- [GIVEN MATERIAL]:
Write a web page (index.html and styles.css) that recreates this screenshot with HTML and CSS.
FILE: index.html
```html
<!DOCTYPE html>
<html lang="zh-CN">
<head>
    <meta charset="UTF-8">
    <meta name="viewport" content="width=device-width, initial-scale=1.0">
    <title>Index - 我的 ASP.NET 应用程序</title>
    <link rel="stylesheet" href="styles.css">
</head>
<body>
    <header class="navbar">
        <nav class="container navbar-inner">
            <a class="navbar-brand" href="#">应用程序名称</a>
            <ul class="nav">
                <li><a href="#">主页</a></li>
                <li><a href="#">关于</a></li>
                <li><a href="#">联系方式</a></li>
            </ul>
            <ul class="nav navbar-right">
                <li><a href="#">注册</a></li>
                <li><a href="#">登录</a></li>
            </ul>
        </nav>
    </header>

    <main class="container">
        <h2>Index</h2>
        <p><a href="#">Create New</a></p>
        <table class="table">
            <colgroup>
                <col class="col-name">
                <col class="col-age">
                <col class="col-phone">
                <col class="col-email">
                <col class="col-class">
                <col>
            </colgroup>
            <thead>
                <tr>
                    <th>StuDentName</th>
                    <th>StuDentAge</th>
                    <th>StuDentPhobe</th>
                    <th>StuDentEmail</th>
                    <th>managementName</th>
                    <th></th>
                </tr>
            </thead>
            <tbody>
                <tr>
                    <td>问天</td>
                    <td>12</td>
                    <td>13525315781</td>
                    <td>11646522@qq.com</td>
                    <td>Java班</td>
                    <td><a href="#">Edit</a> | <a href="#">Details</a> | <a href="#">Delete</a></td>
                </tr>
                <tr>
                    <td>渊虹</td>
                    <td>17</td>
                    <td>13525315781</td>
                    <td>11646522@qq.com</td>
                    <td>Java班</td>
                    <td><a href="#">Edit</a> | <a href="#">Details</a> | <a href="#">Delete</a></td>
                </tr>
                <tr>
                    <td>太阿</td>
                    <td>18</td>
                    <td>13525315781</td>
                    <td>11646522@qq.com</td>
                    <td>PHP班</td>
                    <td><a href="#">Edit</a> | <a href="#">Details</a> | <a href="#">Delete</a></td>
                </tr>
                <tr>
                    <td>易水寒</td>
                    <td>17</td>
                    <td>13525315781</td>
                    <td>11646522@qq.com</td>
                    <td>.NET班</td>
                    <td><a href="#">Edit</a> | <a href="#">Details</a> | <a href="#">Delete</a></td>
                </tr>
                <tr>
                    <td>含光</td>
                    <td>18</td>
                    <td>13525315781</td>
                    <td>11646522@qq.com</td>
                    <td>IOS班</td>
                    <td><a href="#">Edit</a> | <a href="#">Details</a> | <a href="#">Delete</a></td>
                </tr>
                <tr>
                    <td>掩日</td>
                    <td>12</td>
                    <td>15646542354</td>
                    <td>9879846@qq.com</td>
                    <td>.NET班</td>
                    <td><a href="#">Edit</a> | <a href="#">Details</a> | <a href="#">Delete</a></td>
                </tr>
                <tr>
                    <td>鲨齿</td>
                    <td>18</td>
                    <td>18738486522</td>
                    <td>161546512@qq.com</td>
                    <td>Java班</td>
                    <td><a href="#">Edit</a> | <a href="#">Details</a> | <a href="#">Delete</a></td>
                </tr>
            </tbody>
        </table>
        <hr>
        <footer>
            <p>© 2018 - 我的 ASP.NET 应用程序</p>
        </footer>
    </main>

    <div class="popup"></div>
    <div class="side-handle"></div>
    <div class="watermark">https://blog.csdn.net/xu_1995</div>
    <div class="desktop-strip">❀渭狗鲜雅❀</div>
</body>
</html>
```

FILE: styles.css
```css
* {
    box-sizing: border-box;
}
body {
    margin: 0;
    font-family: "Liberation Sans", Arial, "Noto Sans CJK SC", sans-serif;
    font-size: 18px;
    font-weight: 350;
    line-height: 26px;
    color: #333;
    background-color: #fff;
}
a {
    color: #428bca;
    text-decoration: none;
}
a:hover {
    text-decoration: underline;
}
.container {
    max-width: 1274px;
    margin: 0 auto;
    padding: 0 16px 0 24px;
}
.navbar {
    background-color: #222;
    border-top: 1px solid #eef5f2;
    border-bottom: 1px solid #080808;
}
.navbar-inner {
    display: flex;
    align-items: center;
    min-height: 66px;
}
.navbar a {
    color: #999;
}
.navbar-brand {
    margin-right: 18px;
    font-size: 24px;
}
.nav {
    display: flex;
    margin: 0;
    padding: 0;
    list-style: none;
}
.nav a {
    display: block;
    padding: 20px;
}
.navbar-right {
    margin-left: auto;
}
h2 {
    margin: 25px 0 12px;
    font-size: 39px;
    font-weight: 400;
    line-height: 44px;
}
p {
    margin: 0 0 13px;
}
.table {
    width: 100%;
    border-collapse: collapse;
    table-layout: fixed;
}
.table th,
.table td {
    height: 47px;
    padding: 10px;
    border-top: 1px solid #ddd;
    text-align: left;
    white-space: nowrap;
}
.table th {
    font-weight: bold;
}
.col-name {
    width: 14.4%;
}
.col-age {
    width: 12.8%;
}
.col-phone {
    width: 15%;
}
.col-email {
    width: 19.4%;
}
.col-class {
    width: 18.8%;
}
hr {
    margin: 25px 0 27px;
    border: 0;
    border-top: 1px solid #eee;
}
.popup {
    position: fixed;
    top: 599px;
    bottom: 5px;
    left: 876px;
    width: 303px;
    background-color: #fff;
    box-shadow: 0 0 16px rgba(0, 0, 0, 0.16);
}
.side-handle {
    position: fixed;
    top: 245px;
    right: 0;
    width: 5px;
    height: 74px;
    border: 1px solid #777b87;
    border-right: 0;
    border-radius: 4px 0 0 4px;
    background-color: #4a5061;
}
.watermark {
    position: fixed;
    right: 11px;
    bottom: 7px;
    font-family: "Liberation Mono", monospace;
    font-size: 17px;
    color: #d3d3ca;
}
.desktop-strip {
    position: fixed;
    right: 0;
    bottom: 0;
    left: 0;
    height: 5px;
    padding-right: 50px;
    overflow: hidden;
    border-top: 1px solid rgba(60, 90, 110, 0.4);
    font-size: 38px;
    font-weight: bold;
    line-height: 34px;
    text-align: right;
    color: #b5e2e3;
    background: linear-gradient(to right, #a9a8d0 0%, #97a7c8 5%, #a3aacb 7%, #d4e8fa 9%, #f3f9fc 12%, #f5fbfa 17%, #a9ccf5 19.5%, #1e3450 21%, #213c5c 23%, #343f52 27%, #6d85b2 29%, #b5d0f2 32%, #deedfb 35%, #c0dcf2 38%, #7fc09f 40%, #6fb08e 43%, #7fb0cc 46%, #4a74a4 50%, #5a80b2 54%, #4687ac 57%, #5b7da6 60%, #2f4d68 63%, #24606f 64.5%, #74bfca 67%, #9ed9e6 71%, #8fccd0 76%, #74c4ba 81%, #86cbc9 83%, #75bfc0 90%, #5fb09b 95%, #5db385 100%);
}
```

- [YOUR INSTRUCTIONS]: Type out the full listing again, exactly as given.

- [TASK ANSWER]:
Write a web page (index.html and styles.css) that recreates this screenshot with HTML and CSS.
FILE: index.html
```html
<!DOCTYPE html>
<html lang="zh-CN">
<head>
    <meta charset="UTF-8">
    <meta name="viewport" content="width=device-width, initial-scale=1.0">
    <title>Index - 我的 ASP.NET 应用程序</title>
    <link rel="stylesheet" href="styles.css">
</head>
<body>
    <header class="navbar">
        <nav class="container navbar-inner">
            <a class="navbar-brand" href="#">应用程序名称</a>
            <ul class="nav">
                <li><a href="#">主页</a></li>
                <li><a href="#">关于</a></li>
                <li><a href="#">联系方式</a></li>
            </ul>
            <ul class="nav navbar-right">
                <li><a href="#">注册</a></li>
                <li><a href="#">登录</a></li>
            </ul>
        </nav>
    </header>

    <main class="container">
        <h2>Index</h2>
        <p><a href="#">Create New</a></p>
        <table class="table">
            <colgroup>
                <col class="col-name">
                <col class="col-age">
                <col class="col-phone">
                <col class="col-email">
                <col class="col-class">
                <col>
            </colgroup>
            <thead>
                <tr>
                    <th>StuDentName</th>
                    <th>StuDentAge</th>
                    <th>StuDentPhobe</th>
                    <th>StuDentEmail</th>
                    <th>managementName</th>
                    <th></th>
                </tr>
            </thead>
            <tbody>
                <tr>
                    <td>问天</td>
                    <td>12</td>
                    <td>13525315781</td>
                    <td>11646522@qq.com</td>
                    <td>Java班</td>
                    <td><a href="#">Edit</a> | <a href="#">Details</a> | <a href="#">Delete</a></td>
                </tr>
                <tr>
                    <td>渊虹</td>
                    <td>17</td>
                    <td>13525315781</td>
                    <td>11646522@qq.com</td>
                    <td>Java班</td>
                    <td><a href="#">Edit</a> | <a href="#">Details</a> | <a href="#">Delete</a></td>
                </tr>
                <tr>
                    <td>太阿</td>
                    <td>18</td>
                    <td>13525315781</td>
                    <td>11646522@qq.com</td>
                    <td>PHP班</td>
                    <td><a href="#">Edit</a> | <a href="#">Details</a> | <a href="#">Delete</a></td>
                </tr>
                <tr>
                    <td>易水寒</td>
                    <td>17</td>
                    <td>13525315781</td>
                    <td>11646522@qq.com</td>
                    <td>.NET班</td>
                    <td><a href="#">Edit</a> | <a href="#">Details</a> | <a href="#">Delete</a></td>
                </tr>
                <tr>
                    <td>含光</td>
                    <td>18</td>
                    <td>13525315781</td>
                    <td>11646522@qq.com</td>
                    <td>IOS班</td>
                    <td><a href="#">Edit</a> | <a href="#">Details</a> | <a href="#">Delete</a></td>
                </tr>
                <tr>
                    <td>掩日</td>
                    <td>12</td>
                    <td>15646542354</td>
                    <td>9879846@qq.com</td>
                    <td>.NET班</td>
                    <td><a href="#">Edit</a> | <a href="#">Details</a> | <a href="#">Delete</a></td>
                </tr>
                <tr>
                    <td>鲨齿</td>
                    <td>18</td>
                    <td>18738486522</td>
                    <td>161546512@qq.com</td>
                    <td>Java班</td>
                    <td><a href="#">Edit</a> | <a href="#">Details</a> | <a href="#">Delete</a></td>
                </tr>
            </tbody>
        </table>
        <hr>
        <footer>
            <p>© 2018 - 我的 ASP.NET 应用程序</p>
        </footer>
    </main>

    <div class="popup"></div>
    <div class="side-handle"></div>
    <div class="watermark">https://blog.csdn.net/xu_1995</div>
    <div class="desktop-strip">❀渭狗鲜雅❀</div>
</body>
</html>
```

FILE: styles.css
```css
* {
    box-sizing: border-box;
}
body {
    margin: 0;
    font-family: "Liberation Sans", Arial, "Noto Sans CJK SC", sans-serif;
    font-size: 18px;
    font-weight: 350;
    line-height: 26px;
    color: #333;
    background-color: #fff;
}
a {
    color: #428bca;
    text-decoration: none;
}
a:hover {
    text-decoration: underline;
}
.container {
    max-width: 1274px;
    margin: 0 auto;
    padding: 0 16px 0 24px;
}
.navbar {
    background-color: #222;
    border-top: 1px solid #eef5f2;
    border-bottom: 1px solid #080808;
}
.navbar-inner {
    display: flex;
    align-items: center;
    min-height: 66px;
}
.navbar a {
    color: #999;
}
.navbar-brand {
    margin-right: 18px;
    font-size: 24px;
}
.nav {
    display: flex;
    margin: 0;
    padding: 0;
    list-style: none;
}
.nav a {
    display: block;
    padding: 20px;
}
.navbar-right {
    margin-left: auto;
}
h2 {
    margin: 25px 0 12px;
    font-size: 39px;
    font-weight: 400;
    line-height: 44px;
}
p {
    margin: 0 0 13px;
}
.table {
    width: 100%;
    border-collapse: collapse;
    table-layout: fixed;
}
.table th,
.table td {
    height: 47px;
    padding: 10px;
    border-top: 1px solid #ddd;
    text-align: left;
    white-space: nowrap;
}
.table th {
    font-weight: bold;
}
.col-name {
    width: 14.4%;
}
.col-age {
    width: 12.8%;
}
.col-phone {
    width: 15%;
}
.col-email {
    width: 19.4%;
}
.col-class {
    width: 18.8%;
}
hr {
    margin: 25px 0 27px;
    border: 0;
    border-top: 1px solid #eee;
}
.popup {
    position: fixed;
    top: 599px;
    bottom: 5px;
    left: 876px;
    width: 303px;
    background-color: #fff;
    box-shadow: 0 0 16px rgba(0, 0, 0, 0.16);
}
.side-handle {
    position: fixed;
    top: 245px;
    right: 0;
    width: 5px;
    height: 74px;
    border: 1px solid #777b87;
    border-right: 0;
    border-radius: 4px 0 0 4px;
    background-color: #4a5061;
}
.watermark {
    position: fixed;
    right: 11px;
    bottom: 7px;
    font-family: "Liberation Mono", monospace;
    font-size: 17px;
    color: #d3d3ca;
}
.desktop-strip {
    position: fixed;
    right: 0;
    bottom: 0;
    left: 0;
    height: 5px;
    padding-right: 50px;
    overflow: hidden;
    border-top: 1px solid rgba(60, 90, 110, 0.4);
    font-size: 38px;
    font-weight: bold;
    line-height: 34px;
    text-align: right;
    color: #b5e2e3;
    background: linear-gradient(to right, #a9a8d0 0%, #97a7c8 5%, #a3aacb 7%, #d4e8fa 9%, #f3f9fc 12%, #f5fbfa 17%, #a9ccf5 19.5%, #1e3450 21%, #213c5c 23%, #343f52 27%, #6d85b2 29%, #b5d0f2 32%, #deedfb 35%, #c0dcf2 38%, #7fc09f 40%, #6fb08e 43%, #7fb0cc 46%, #4a74a4 50%, #5a80b2 54%, #4687ac 57%, #5b7da6 60%, #2f4d68 63%, #24606f 64.5%, #74bfca 67%, #9ed9e6 71%, #8fccd0 76%, #74c4ba 81%, #86cbc9 83%, #75bfc0 90%, #5fb09b 95%, #5db385 100%);
}
```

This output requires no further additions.